There are several companies but the most popular are the New England Aquarium and the Boston Harbor Cruises. Get off at the Aquarium T stop (Blue Line) and head towards the aquarium. (Longs Wharf) You will not miss the many trolley tour companies and the boothes for the whale watch tours. The cost is about $35.
Taking a harbor cruise is a lovely way to spend about an hour in your day. You can board most of them in the area by the aquarium and if you take one of the trolley tours of the city a harbor cruise is usually included. The one I did took about 45 minutes and offered some great views of the Boston skyline. The commentary was average, but it was a beautiful day and everybody was out on the water. I really enjoyed the sailboats and other vessels that floated around us and some of my best pictures came from that trip. They offered small snacks and beverages, including beer, on the boat but only take cash.
On one off my day's in Boston we make a Whale Watch trip, sailing abouth 2 hours from Boston with the depart from the New England Aquarium, we go on the New Catamaran Voyager III, the only vessel in Boston built specifically for whale watching.
We leave the beautufull skyline of Boston behind us.
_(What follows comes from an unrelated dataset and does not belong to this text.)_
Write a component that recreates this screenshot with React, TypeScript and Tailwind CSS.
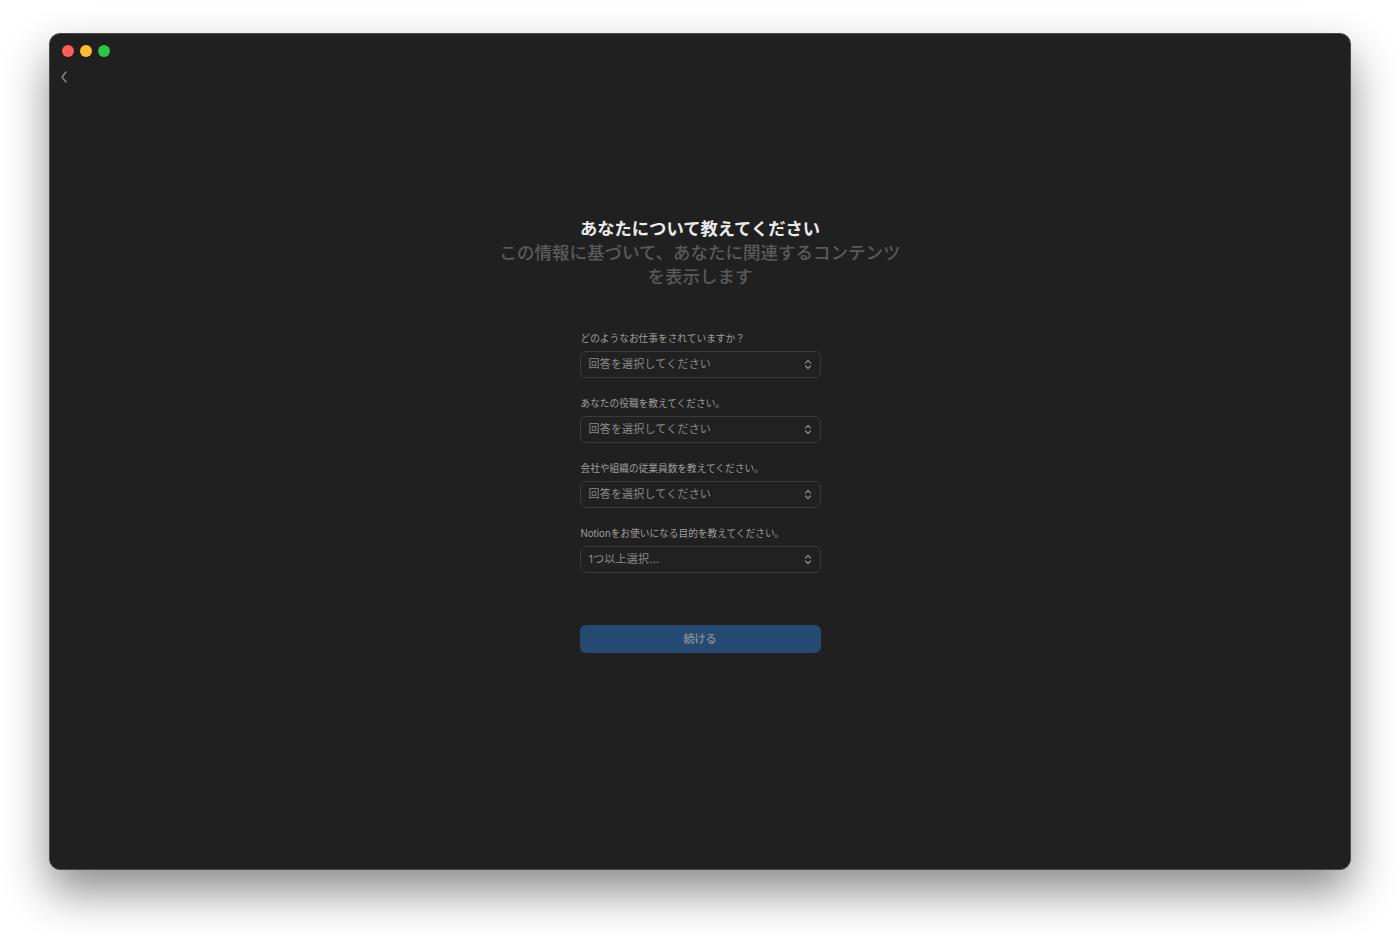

We couldn't travel all this way and not try this. Not being a lover of water, I didn't enjoy the boat trip out, although everyone else did, but the experience of seeing these huge creatures was worth it. The trip was a conservation led one and the commentary was brilliant. Seeing these things in theire natural habitat was incredible. They were almost playing with us, blowing whale breath at people hanging over the side. Quite a long trip, but the weather was amazing, and it's something I will never forget.